--- begin ---

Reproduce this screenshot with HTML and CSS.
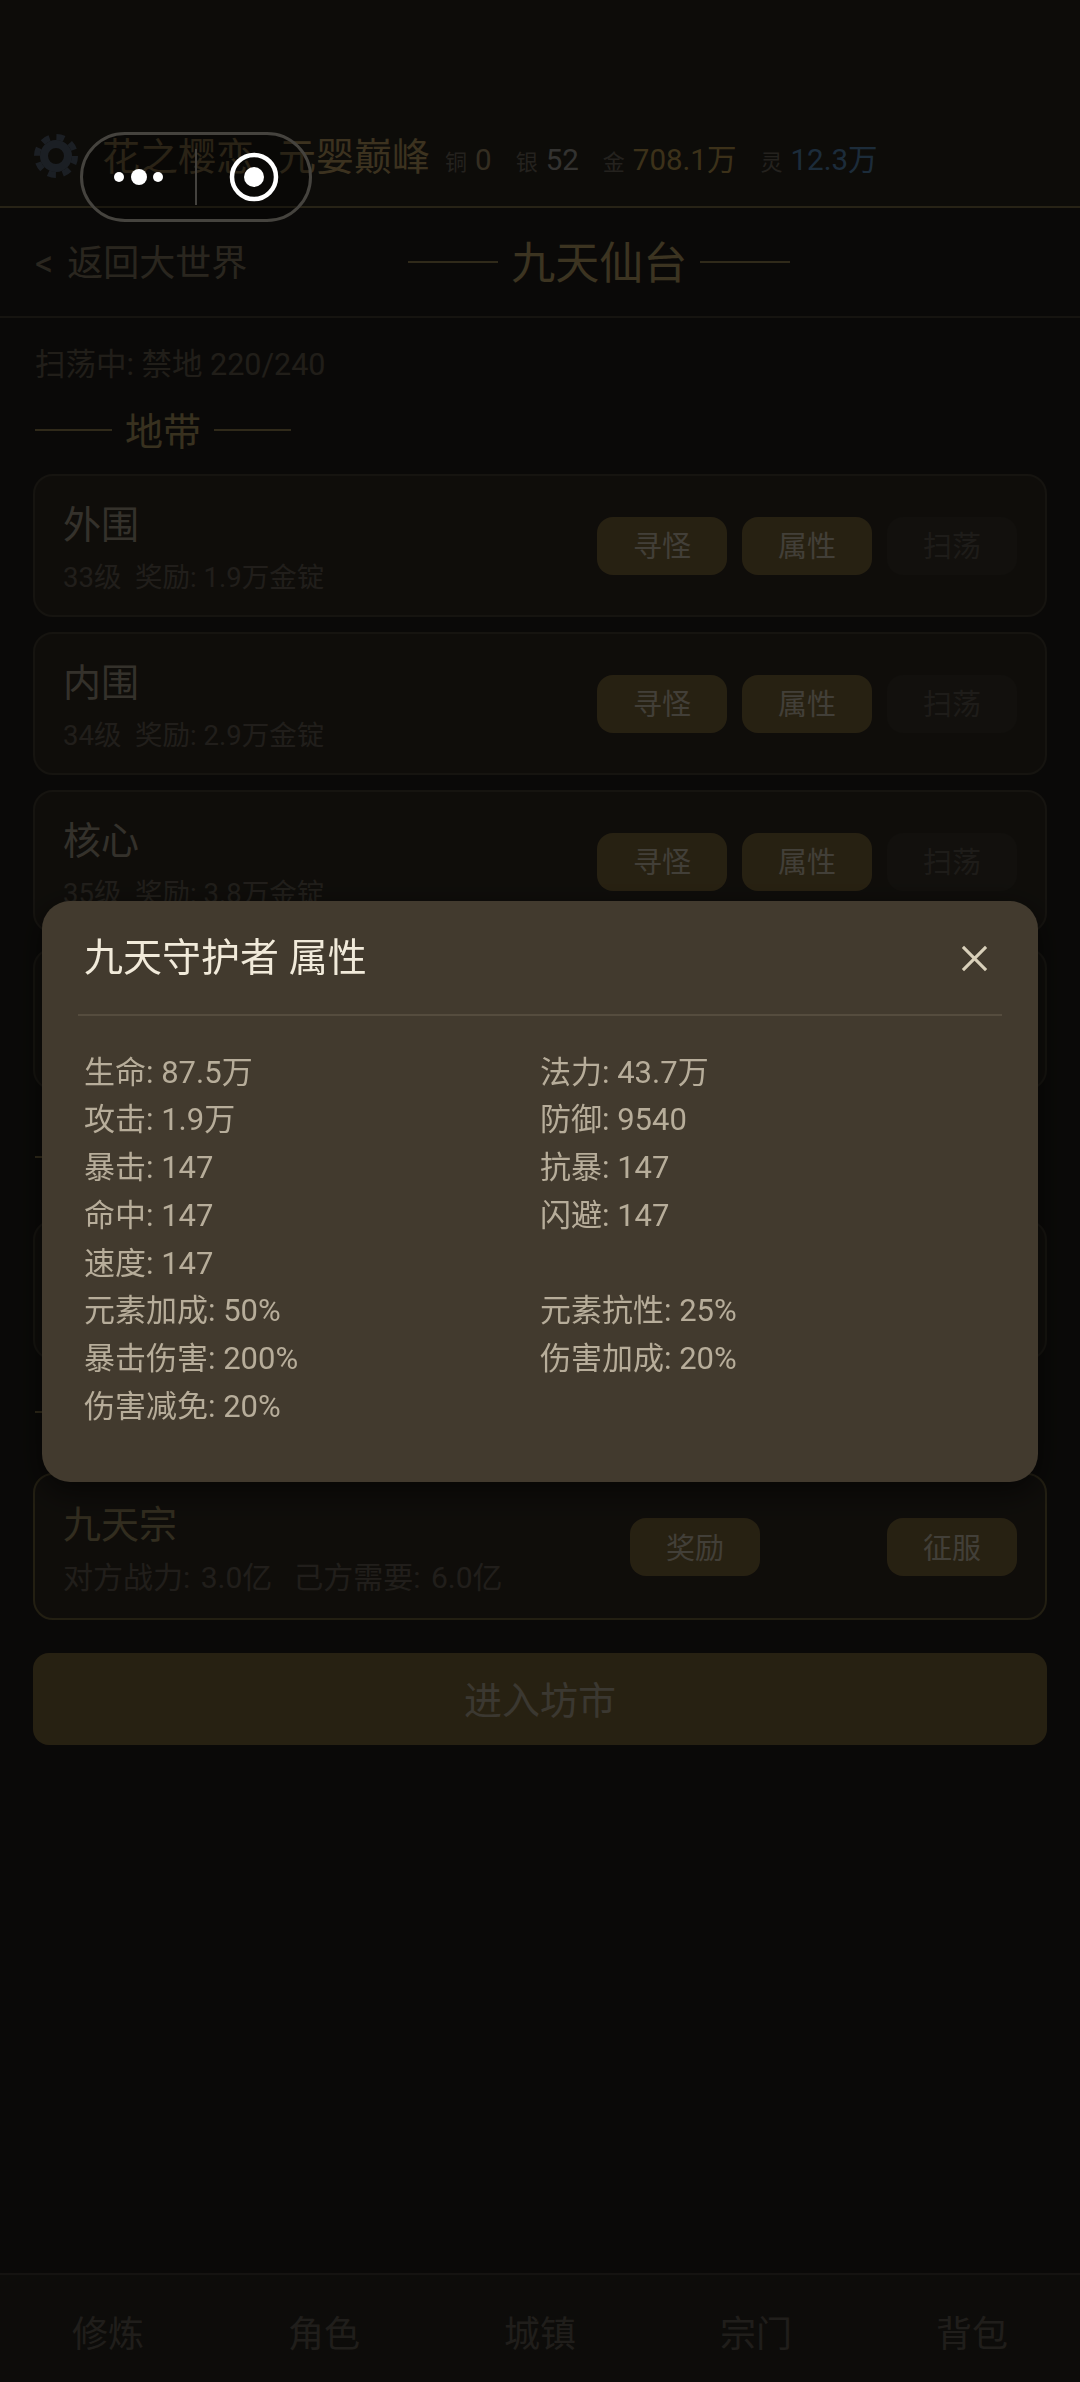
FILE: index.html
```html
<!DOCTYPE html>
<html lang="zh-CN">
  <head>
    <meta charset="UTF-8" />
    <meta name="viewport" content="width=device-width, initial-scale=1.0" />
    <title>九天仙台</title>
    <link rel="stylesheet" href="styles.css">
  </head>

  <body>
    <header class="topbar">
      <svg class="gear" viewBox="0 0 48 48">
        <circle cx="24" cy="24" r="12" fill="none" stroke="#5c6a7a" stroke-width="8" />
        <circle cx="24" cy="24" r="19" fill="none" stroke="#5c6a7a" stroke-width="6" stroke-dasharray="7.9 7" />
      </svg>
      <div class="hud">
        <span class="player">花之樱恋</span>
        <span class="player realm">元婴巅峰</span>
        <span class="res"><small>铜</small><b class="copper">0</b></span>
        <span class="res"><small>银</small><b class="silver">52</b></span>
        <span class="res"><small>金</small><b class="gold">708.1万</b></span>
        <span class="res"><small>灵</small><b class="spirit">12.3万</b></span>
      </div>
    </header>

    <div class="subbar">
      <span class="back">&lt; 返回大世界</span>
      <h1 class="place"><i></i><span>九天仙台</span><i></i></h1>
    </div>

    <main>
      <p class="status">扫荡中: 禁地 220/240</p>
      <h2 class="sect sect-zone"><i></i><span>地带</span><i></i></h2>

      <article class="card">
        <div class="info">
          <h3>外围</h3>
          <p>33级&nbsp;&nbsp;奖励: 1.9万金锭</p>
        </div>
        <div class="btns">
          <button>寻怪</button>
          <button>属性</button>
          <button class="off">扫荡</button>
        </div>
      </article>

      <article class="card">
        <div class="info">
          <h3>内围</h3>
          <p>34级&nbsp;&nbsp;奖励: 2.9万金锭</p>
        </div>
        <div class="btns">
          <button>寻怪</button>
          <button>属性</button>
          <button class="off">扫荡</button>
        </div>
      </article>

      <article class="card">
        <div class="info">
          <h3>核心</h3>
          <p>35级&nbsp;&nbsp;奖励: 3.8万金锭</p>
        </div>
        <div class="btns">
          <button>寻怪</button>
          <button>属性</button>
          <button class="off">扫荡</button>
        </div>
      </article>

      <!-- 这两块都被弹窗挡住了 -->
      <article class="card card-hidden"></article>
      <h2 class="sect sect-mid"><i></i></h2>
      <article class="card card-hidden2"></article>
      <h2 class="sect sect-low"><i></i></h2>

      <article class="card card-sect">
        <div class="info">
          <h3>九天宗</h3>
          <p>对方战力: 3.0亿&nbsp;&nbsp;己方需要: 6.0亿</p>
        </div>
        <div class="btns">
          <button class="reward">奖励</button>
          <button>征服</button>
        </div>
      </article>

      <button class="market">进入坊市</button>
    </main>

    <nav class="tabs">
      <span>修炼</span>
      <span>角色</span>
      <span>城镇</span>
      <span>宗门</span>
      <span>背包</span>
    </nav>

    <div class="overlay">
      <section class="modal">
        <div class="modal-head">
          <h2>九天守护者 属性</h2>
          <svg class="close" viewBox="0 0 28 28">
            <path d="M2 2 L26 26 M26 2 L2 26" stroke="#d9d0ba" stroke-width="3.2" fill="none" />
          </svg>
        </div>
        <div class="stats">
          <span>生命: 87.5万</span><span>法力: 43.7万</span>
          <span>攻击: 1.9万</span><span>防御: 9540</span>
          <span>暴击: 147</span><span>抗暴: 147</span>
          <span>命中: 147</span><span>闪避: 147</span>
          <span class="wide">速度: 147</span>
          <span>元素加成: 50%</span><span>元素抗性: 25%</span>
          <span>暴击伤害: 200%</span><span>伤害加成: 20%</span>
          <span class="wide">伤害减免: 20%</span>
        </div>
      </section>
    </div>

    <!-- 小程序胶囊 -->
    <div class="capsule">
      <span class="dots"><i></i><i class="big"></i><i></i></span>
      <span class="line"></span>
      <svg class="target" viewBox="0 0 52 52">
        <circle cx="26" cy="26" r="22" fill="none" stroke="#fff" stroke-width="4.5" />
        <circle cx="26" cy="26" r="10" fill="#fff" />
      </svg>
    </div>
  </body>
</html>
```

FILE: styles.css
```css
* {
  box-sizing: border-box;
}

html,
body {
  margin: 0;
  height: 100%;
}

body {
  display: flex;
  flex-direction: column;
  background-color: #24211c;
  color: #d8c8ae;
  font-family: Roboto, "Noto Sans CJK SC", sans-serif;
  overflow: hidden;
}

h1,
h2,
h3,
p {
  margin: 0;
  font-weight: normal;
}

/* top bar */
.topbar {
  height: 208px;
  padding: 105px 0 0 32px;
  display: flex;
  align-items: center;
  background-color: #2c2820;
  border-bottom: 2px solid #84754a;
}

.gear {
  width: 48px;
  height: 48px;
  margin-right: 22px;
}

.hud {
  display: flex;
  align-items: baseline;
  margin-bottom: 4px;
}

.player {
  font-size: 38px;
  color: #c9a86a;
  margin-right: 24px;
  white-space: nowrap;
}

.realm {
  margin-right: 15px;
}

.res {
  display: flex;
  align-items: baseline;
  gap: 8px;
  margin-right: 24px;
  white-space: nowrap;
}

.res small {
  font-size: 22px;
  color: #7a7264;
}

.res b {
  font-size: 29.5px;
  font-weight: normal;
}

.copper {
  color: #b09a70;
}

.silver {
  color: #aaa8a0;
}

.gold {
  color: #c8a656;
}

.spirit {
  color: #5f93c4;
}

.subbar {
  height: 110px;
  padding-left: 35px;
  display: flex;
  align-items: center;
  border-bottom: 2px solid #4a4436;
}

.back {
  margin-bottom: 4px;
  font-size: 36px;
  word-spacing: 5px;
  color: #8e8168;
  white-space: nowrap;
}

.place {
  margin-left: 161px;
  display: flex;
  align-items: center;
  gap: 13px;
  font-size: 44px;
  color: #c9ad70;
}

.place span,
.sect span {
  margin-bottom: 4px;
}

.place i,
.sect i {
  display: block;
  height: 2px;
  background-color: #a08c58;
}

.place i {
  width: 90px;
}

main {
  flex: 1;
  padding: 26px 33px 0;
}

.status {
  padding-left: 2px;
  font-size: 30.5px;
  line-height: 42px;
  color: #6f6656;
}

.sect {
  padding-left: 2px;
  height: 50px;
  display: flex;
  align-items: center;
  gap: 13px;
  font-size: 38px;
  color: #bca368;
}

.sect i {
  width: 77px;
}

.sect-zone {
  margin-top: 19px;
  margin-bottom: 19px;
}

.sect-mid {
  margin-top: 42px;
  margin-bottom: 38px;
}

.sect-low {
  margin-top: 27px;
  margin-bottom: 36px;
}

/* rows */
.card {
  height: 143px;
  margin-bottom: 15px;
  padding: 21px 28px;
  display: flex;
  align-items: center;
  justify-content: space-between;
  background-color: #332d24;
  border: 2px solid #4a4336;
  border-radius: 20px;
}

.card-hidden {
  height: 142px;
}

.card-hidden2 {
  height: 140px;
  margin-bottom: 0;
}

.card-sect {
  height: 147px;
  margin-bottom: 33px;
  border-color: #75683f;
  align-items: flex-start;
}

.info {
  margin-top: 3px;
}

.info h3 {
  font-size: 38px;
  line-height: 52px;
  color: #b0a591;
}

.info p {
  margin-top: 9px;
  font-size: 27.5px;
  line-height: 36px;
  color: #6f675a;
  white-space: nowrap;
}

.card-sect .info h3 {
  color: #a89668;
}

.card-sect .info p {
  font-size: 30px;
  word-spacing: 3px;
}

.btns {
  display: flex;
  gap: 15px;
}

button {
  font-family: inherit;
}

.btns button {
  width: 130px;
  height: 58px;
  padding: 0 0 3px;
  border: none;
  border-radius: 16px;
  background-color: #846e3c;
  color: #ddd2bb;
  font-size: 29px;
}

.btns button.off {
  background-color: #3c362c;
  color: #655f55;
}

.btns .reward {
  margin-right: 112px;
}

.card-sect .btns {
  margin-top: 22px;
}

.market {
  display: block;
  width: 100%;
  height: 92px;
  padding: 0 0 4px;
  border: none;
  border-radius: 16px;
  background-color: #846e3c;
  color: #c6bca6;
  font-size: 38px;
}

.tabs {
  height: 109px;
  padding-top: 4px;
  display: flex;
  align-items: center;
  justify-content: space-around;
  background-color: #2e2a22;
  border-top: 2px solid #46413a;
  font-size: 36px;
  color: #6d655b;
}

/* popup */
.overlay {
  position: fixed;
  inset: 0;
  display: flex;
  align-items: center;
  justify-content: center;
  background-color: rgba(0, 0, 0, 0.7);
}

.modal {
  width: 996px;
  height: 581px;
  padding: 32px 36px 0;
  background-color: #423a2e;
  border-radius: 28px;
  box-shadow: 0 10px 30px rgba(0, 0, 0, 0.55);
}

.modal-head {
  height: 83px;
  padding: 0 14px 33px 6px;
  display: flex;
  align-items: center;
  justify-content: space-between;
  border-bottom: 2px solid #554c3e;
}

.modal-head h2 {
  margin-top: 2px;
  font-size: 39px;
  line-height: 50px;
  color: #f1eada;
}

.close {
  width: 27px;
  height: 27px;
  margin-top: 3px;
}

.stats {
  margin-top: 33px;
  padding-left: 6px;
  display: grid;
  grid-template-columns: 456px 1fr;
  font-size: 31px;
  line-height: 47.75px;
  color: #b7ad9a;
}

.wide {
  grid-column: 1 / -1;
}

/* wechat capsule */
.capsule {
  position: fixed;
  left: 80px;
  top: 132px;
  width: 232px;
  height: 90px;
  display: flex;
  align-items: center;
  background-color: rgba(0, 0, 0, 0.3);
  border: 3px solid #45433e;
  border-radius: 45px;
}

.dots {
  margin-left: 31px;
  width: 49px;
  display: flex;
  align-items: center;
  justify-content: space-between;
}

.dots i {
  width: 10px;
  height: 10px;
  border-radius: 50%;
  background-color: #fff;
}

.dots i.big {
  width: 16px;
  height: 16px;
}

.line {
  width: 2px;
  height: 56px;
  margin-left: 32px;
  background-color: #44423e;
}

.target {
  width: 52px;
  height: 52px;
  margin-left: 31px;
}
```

--- end ---
--- begin ---

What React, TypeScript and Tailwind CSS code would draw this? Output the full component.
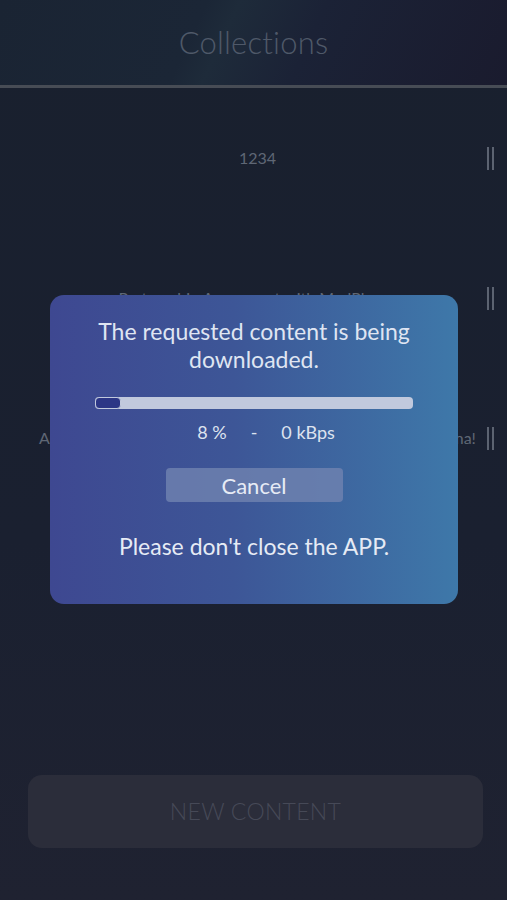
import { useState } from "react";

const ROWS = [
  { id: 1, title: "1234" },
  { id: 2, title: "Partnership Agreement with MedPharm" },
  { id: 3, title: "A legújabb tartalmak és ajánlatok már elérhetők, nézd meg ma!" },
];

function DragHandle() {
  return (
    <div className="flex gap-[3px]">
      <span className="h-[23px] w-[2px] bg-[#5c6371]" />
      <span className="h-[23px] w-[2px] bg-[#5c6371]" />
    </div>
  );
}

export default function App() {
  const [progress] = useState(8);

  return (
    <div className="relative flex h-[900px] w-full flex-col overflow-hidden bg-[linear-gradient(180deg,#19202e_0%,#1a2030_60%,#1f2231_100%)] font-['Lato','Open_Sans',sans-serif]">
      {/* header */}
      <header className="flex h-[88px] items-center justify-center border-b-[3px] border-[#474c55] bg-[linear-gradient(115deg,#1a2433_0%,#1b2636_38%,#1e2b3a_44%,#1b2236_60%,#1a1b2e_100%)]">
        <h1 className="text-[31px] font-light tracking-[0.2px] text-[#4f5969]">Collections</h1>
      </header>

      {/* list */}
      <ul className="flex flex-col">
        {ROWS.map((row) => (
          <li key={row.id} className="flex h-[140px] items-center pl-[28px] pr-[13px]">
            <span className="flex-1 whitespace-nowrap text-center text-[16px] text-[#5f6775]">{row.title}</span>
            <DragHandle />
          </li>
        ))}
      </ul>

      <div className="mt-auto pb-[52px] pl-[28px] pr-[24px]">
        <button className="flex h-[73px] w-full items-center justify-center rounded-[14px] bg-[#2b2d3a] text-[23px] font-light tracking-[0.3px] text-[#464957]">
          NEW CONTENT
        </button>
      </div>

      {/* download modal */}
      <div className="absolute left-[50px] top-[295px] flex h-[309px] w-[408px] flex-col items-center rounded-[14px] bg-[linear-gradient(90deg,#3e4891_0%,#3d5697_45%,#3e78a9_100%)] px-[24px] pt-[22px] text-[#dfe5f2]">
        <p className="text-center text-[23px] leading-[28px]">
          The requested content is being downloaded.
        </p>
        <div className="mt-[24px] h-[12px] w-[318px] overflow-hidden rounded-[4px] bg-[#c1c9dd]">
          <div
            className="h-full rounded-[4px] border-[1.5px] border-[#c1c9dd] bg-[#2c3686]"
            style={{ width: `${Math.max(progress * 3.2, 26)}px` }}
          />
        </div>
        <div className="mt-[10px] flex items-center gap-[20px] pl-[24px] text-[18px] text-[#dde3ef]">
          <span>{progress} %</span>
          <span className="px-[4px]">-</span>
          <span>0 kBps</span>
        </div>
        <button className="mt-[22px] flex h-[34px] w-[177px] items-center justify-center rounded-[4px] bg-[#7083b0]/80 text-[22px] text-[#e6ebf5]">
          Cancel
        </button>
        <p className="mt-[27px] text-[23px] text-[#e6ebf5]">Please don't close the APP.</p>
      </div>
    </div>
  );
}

--- end ---

• Task goal:
In the listing above, find the line with "What React, TypeScript" and the line with "const [progress] = useState(8);". Copy exactly those lines and all between them, minus the images.

• Result of this exercise:
What React, TypeScript and Tailwind CSS code would draw this? Output the full component.
import { useState } from "react";

const ROWS = [
  { id: 1, title: "1234" },
  { id: 2, title: "Partnership Agreement with MedPharm" },
  { id: 3, title: "A legújabb tartalmak és ajánlatok már elérhetők, nézd meg ma!" },
];

function DragHandle() {
  return (
    <div className="flex gap-[3px]">
      <span className="h-[23px] w-[2px] bg-[#5c6371]" />
      <span className="h-[23px] w-[2px] bg-[#5c6371]" />
    </div>
  );
}

export default function App() {
  const [progress] = useState(8);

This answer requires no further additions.